21 Mass. App. Ct. 183 (1985)
486 N.E.2d 66

COMMONWEALTH
vs.
MICHAEL THOMAS.

Appeals Court of Massachusetts, Essex.

October 17, 1985.
December 4, 1985.

Present: DREBEN, CUTTER, & FINE, JJ.

*184 Hugh Samson for the defendant.

Elin H. Graydon, Assistant District Attorney, for the Commonwealth.

FINE, J.

The defendant was found guilty of two offenses: breaking and entering a dwelling in the nighttime with the intent to commit a felony and assaulting a person lawfully therein (burglary with assault); and larceny. The same Superior Court jury found him not guilty of assault and battery.[1] The charges stemmed from an incident which occurred in Lawrence during the early morning hours of July 18, 1983. The evidence was that two individuals, a female, and a male dressed in white, broke into a dwelling occupied by several members of a family, struck a young pregnant woman on the head knocking her unconscious, and stole a purse and other items. Before she was struck, the victim of the attack saw the male intruder standing over her, but she did not state that she saw who struck the blow. One witness identified the intruders as the defendant and his sister, who lived across the street from the house which was invaded. Another witness testified that, soon after she heard screams, she observed the defendant running across the street in the direction of his sister's house, and that he wasn't carrying anything. Shortly afterwards, the pair was arrested. At the time of his arrest, the defendant was wearing white clothing, and the stolen property was in his possession. The thrust of the defense at trial was that the male intruder was not the defendant but was, instead, the female intruder's boyfriend, one Michael Nichols.

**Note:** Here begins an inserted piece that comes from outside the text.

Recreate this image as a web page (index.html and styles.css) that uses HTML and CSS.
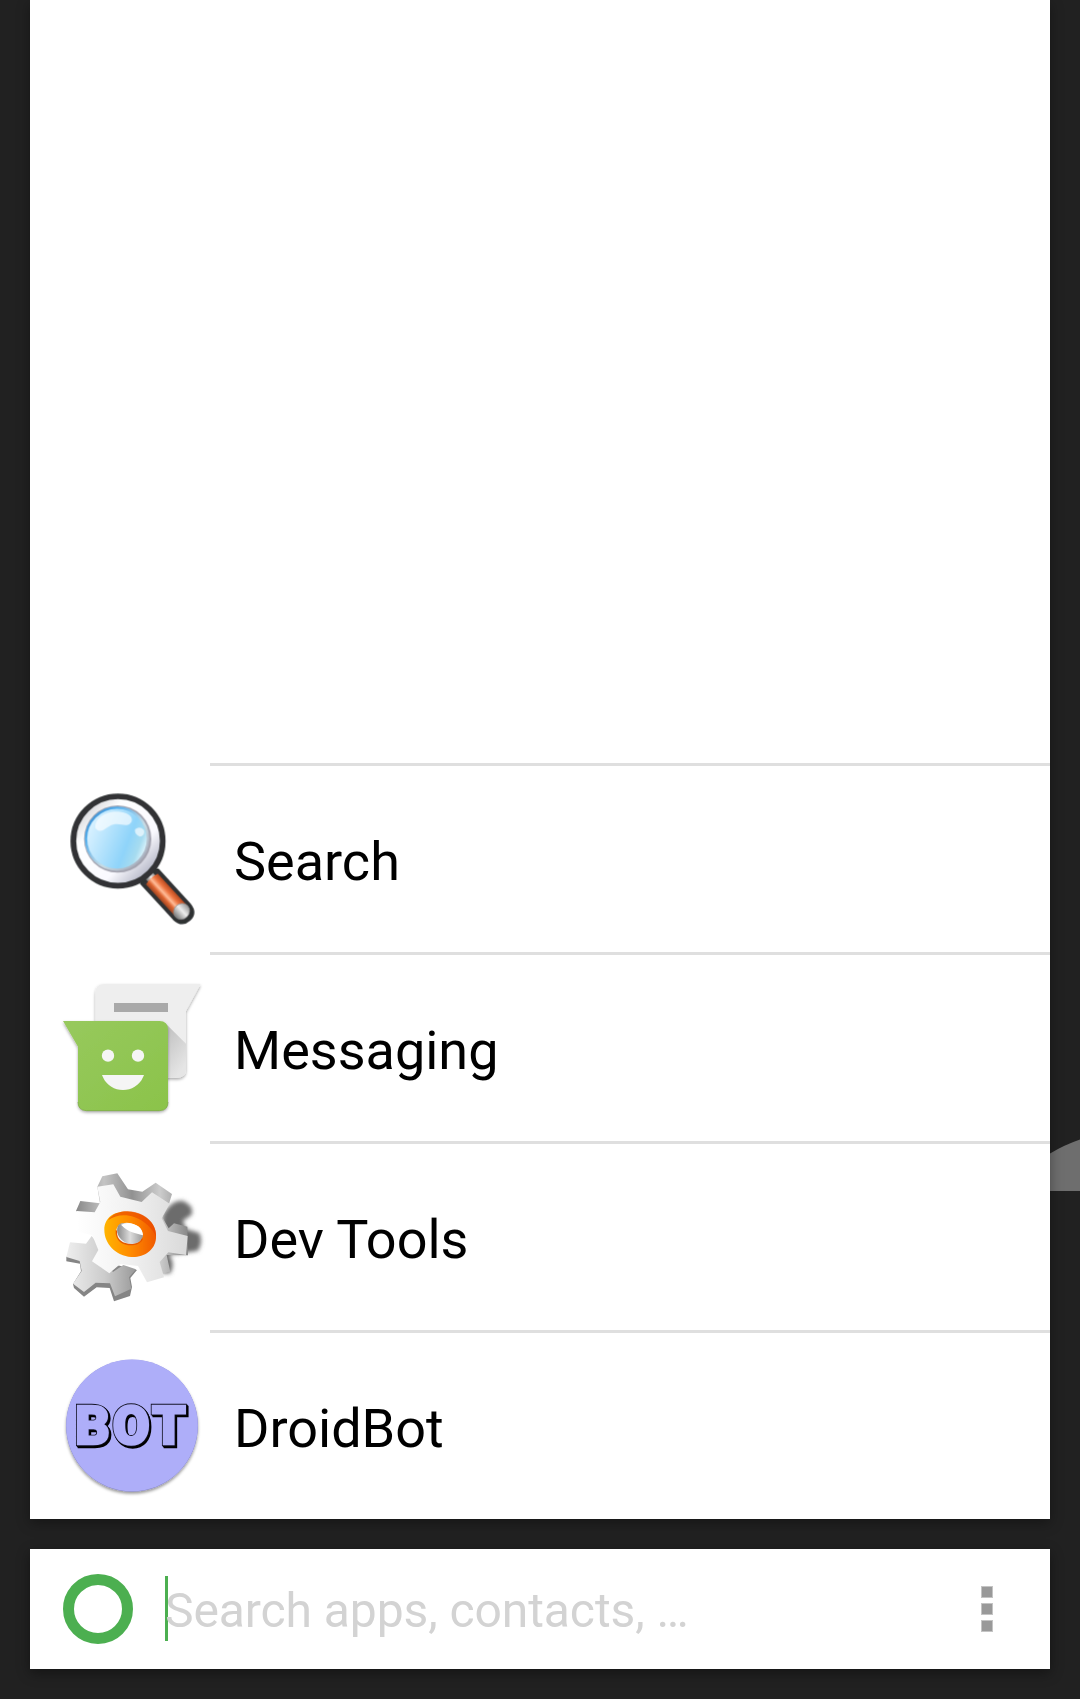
FILE: index.html
```html
<!DOCTYPE html>
<html lang="en">
<head>
<meta charset="utf-8">
<title>Launcher</title>
<link rel="stylesheet" href="styles.css">
</head>
<body>
<svg class="wallpaper" viewBox="0 0 30 54"><path d="M0 15.500Q14 7 30 1.500V53H0Z" fill="#6e6e6e"/></svg>
<main class="launcher">
  <ul class="results">
    <li class="row">
      <svg class="icon" viewBox="0 -3 480 480">
        <defs>
          <linearGradient id="rim" x1="0" y1="0" x2="1" y2="1"><stop offset="0" stop-color="#b5b5bd"/><stop offset=".3" stop-color="#fff"/><stop offset=".65" stop-color="#fafaff"/><stop offset="1" stop-color="#8588a0"/></linearGradient>
          <linearGradient id="glass" x1=".1" y1=".3" x2="1" y2=".65"><stop offset="0" stop-color="#d5f0ff"/><stop offset=".65" stop-color="#8fd4fa"/><stop offset=".85" stop-color="#a7dcf0"/><stop offset="1" stop-color="#eafaff"/></linearGradient>
          <linearGradient id="glassEdge" x1="0" y1="0" x2="1" y2="1"><stop offset="0" stop-color="#3079bd"/><stop offset=".25" stop-color="#54b0ef"/><stop offset=".6" stop-color="#c9dce4"/><stop offset="1" stop-color="#9a9cae"/></linearGradient>
          <linearGradient id="grip" x1="0" y1="0" x2="0" y2="1"><stop offset="0" stop-color="#b94a20"/><stop offset=".3" stop-color="#ed7440"/><stop offset=".55" stop-color="#ffbd99"/><stop offset=".75" stop-color="#df6632"/><stop offset="1" stop-color="#9f4522"/></linearGradient>
          <linearGradient id="metal" x1="0" y1="0" x2="0" y2="1"><stop offset="0" stop-color="#999"/><stop offset=".45" stop-color="#eee"/><stop offset="1" stop-color="#777"/></linearGradient>
          <filter id="soft"><feGaussianBlur stdDeviation="2.200"/></filter>
        </defs>
        <g filter="url(#soft)">
        <g transform="translate(203 182) rotate(47.5)">
          <path d="M128-18L146-31H286Q321-29 321 2T286 35H142L126 20Z" fill="#303234" stroke="#303234" stroke-width="6"/>
          <path d="M126-13H158V16H126Z" fill="url(#metal)"/>
          <path d="M154-22H286V26H154Q146 2 154-22Z" fill="url(#grip)"/>
          <ellipse cx="286" cy="2" rx="23" ry="25" fill="url(#metal)" stroke="#888" stroke-width="2"/>
        </g>
        <circle cx="204" cy="183" r="134" fill="url(#rim)" stroke="#303234" stroke-width="17"/>
        <circle cx="203" cy="177" r="101" fill="#a4a4b0"/>
        <circle cx="201" cy="176" r="93" fill="url(#glass)" stroke="url(#glassEdge)" stroke-width="7"/>
        <path d="M136 144C133 114 169 91 207 95C243 98 253 119 241 130C226 143 213 128 189 134C169 139 154 166 136 144Z" fill="#fff" opacity=".65"/>
        <path d="M255 148Q269 137 282 150Q286 165 270 170Q252 164 255 148Z" fill="#fff" opacity=".65"/>
        </g>
      </svg>
      <span class="label">Search</span>
    </li>
    <li class="row">
      <svg class="icon" viewBox="0 -6 480 480">
        <defs>
          <linearGradient id="green" x1="0" y1="0" x2="1" y2="1"><stop offset="0" stop-color="#97c95d"/><stop offset="1" stop-color="#8bc34a"/></linearGradient>
          <linearGradient id="fold" x1="0" y1="0" x2=".5" y2="1"><stop offset="0" stop-color="#bdbdbd"/><stop offset="1" stop-color="#e5e5e5"/></linearGradient>
          <filter id="drop" x="-10%" y="-10%" width="120%" height="125%"><feDropShadow dx="0" dy="5" stdDeviation="4" flood-opacity=".35"/></filter>
        </defs>
        <path d="M164 42H452L408 123V298Q408 323 382 323H136V70Q136 42 164 42Z" fill="#eee" filter="url(#drop)"/>
        <path d="M346 160L408 221V298Q408 323 382 323H346Z" fill="url(#fold)"/>
        <path d="M192 99H354V126H192Z" fill="#a9a9a9"/>
        <path d="M39 153H328Q354 153 354 179V396Q354 422 328 422H110Q84 422 84 396V230Z" fill="url(#green)" filter="url(#drop)"/>
        <path d="M84 396Q84 422 110 422H328Q354 422 354 396" fill="none" stroke="#72a33b" stroke-width="2"/>
        <circle cx="174" cy="257" r="18.500" fill="#f5f5f5"/><circle cx="264" cy="257" r="18.500" fill="#f5f5f5"/>
        <path d="M156 315H282C272 343 248 360 219 360S166 343 156 315Z" fill="#f5f5f5"/>
      </svg>
      <span class="label">Messaging</span>
    </li>
    <li class="row">
      <svg class="icon" viewBox="0 -9 480 480">
        <defs>
          <linearGradient id="face"><stop offset="0" stop-color="#fff"/><stop offset=".45" stop-color="#f2f2f2"/><stop offset="1" stop-color="#d9d9d9"/></linearGradient>
          <linearGradient id="side"><stop offset="0" stop-color="#888"/><stop offset=".25" stop-color="#c4c4c4"/><stop offset=".5" stop-color="#919191"/><stop offset=".75" stop-color="#ccc"/><stop offset="1" stop-color="#888"/></linearGradient>
          <linearGradient id="backGear"><stop offset="0" stop-color="#eee"/><stop offset=".55" stop-color="#ccc"/><stop offset="1" stop-color="#999"/></linearGradient>
          <linearGradient id="orange"><stop offset="0" stop-color="#ffb400"/><stop offset=".5" stop-color="#ff8b00"/><stop offset="1" stop-color="#f05a00"/></linearGradient>
          <linearGradient id="bore" x1="0" y1="0" x2="1" y2="0"><stop offset="0" stop-color="#888"/><stop offset=".5" stop-color="#ddd"/><stop offset="1" stop-color="#999"/></linearGradient>
          <filter id="haze" x="-20%" y="-20%" width="140%" height="140%"><feGaussianBlur stdDeviation="7"/></filter>
          <filter id="edge"><feGaussianBlur stdDeviation="2.200"/></filter>
        </defs>
        <path d="M338 166Q363 120 397 122Q433 136 425 164L398 183L410 208L448 219Q460 247 444 272L405 278L357 284Q377 310 361 340L336 340Z" fill="#6c6c6c" filter="url(#haze)"/>
        <g filter="url(#edge)">
        <path d="M49 290V304L90 311L93 334L69 372L72 384L102 410L140 382L179 384L192 424L240 408L246 381L241 354L261 330L200 315L110 280Z" fill="#858585"/>
        <path d="M60 247L108 251L125 228L150 258L150 320L190 335L220 315L258 328L237 352L244 386L195 409L180 370L137 368L102 396L69 371L95 333L89 303L49 291Z" fill="url(#backGear)"/>
        <path d="M142 80L157 49L202 40L234 88L277 95L317 68L366 102L357 132L336 170L356 205L372 190L412 200L414 286L350 285L361 336L335 341L280 275L140 180L78 153L91 123L150 130Z" fill="url(#side)"/>
        <path d="M142 80L190 73L211 110L275 126L306 97L359 131L335 175L354 213L413 228L408 285L355 277L329 306L342 352L291 367L264 318L211 312L178 340L126 304L145 270L127 226L85 215L80 153L134 157L151 126Z" fill="url(#face)"/>
        <path d="M163 210C163 169 198 151 239 155C288 159 323 194 318 235C315 272 281 293 244 291C197 288 163 251 163 210ZM199 211C197 241 218 255 248 254C280 247 286 219 265 200C237 180 202 186 199 211Z" fill="url(#orange)" fill-rule="evenodd"/>
        <path d="M174 181C196 147 249 149 278 165C307 181 319 205 318 230C298 183 229 143 174 181Z" fill="#e84800" opacity=".65"/>
        <path d="M210 191C237 185 265 208 279 228Q274 249 245 252C219 251 193 225 204 197Z" fill="url(#bore)"/>
        <path d="M213 194C246 182 279 199 279 226C254 217 240 221 213 194Z" fill="#fff"/>
        <path d="M199 211C197 241 218 255 248 254Q273 251 277 236" fill="none" stroke="#e45a00" stroke-width="4"/>
        </g>
      </svg>
      <span class="label">Dev Tools</span>
    </li>
    <li class="row">
      <svg class="icon" viewBox="0 3 480 480">
        <defs><filter id="disc" x="-10%" y="-10%" width="120%" height="125%"><feDropShadow dx="0" dy="6" stdDeviation="5" flood-opacity=".4"/></filter></defs>
        <circle cx="246" cy="242" r="198" fill="#8888c5" filter="url(#disc)"/>
        <circle cx="246" cy="241" r="197.500" fill="#aeaef9"/>
        <g class="bot">
          <text class="bot-depth" x="81 193 311" y="302">BOT</text>
          <text class="bot-depth" x="79 191 309" y="300">BOT</text>
          <text class="bot-outline" x="76 188 306" y="297">BOT</text>
          <text class="bot-face" x="76 188 306" y="297">BOT</text>
        </g>
      </svg>
      <span class="label">DroidBot</span>
    </li>
  </ul>
  <div class="searchbar">
    <span class="ring"></span>
    <span class="caret"></span>
    <span class="hint">Search apps, contacts, …</span>
    <span class="menu"><i></i><i></i><i></i></span>
  </div>
</main>
</body>
</html>
```
FILE: styles.css
```css
* { box-sizing: border-box; }
body {
  margin: 0;
  background: #212121;
  font-family: Roboto, sans-serif;
}
.wallpaper {
  position: absolute;
  left: 1050px;
  top: 1138px;
  width: 30px;
  height: 54px;
}
.launcher {
  position: relative;
  height: 1699px;
  padding: 0 30px 30px;
  display: flex;
  flex-direction: column;
  gap: 30px;
  overflow: hidden;
}
.results {
  flex: 1;
  margin: 0;
  padding: 0;
  list-style: none;
  display: flex;
  flex-direction: column;
  justify-content: flex-end;
  background: #fff;
  box-shadow: 0 4px 12px rgba(0, 0, 0, .35);
}
.row {
  height: 189px;
  padding: 3px 0 0 20px;
  display: flex;
  align-items: center;
  background: linear-gradient(#dfdfdf, #dfdfdf) 180px 0 / 840px 3px no-repeat;
}
.icon {
  width: 160px;
  height: 160px;
  flex: none;
}
.label {
  margin-left: 24px;
  padding-top: 6px;
  font-size: 54px;
  line-height: 64px;
  color: #000;
}
.bot text {
  font-family: Roboto, sans-serif;
  font-weight: 900;
  font-size: 160px;
  stroke-linejoin: miter;
}
.bot .bot-depth { fill: #000; stroke: #000; stroke-width: 13px; }
.bot .bot-outline { fill: #101020; stroke: #101020; stroke-width: 13px; }
.bot .bot-face { fill: #aeaef9; stroke: #aeaef9; stroke-width: 8px; }
.searchbar {
  height: 120px;
  padding: 0 57px 0 33px;
  display: flex;
  align-items: center;
  background: #fff;
  box-shadow: 0 4px 12px rgba(0, 0, 0, .4);
}
.ring {
  width: 70px;
  height: 70px;
  border: 11px solid #4caf50;
  border-radius: 50%;
}
.caret {
  width: 3px;
  height: 65px;
  margin: 0 0 1px 32px;
  background: #4caf50;
}
.hint {
  margin-left: -3px;
  padding-top: 3px;
  font-size: 48px;
  line-height: 56px;
  letter-spacing: -.08px;
  color: #d3d3d3;
}
.menu {
  margin-left: auto;
  display: flex;
  flex-direction: column;
  gap: 5px;
}
.menu i {
  width: 12px;
  height: 12px;
  background: #999;
  border: 1px solid #c4c4c4;
}
```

Before final arguments, the judge conferred with counsel as to the content of the charge. He informed counsel that he would *185 not instruct the jury on the principles of joint enterprise because he felt there was insufficient evidence to justify such an instruction. Defense counsel did not object. His closing argument focused on the identity of the male intruder. It was Nichols, the attorney suggested, not the defendant. In explaining larceny and the other two offenses to the jury, the judge indicated that a guilty finding would have to be based upon the conduct of the defendant.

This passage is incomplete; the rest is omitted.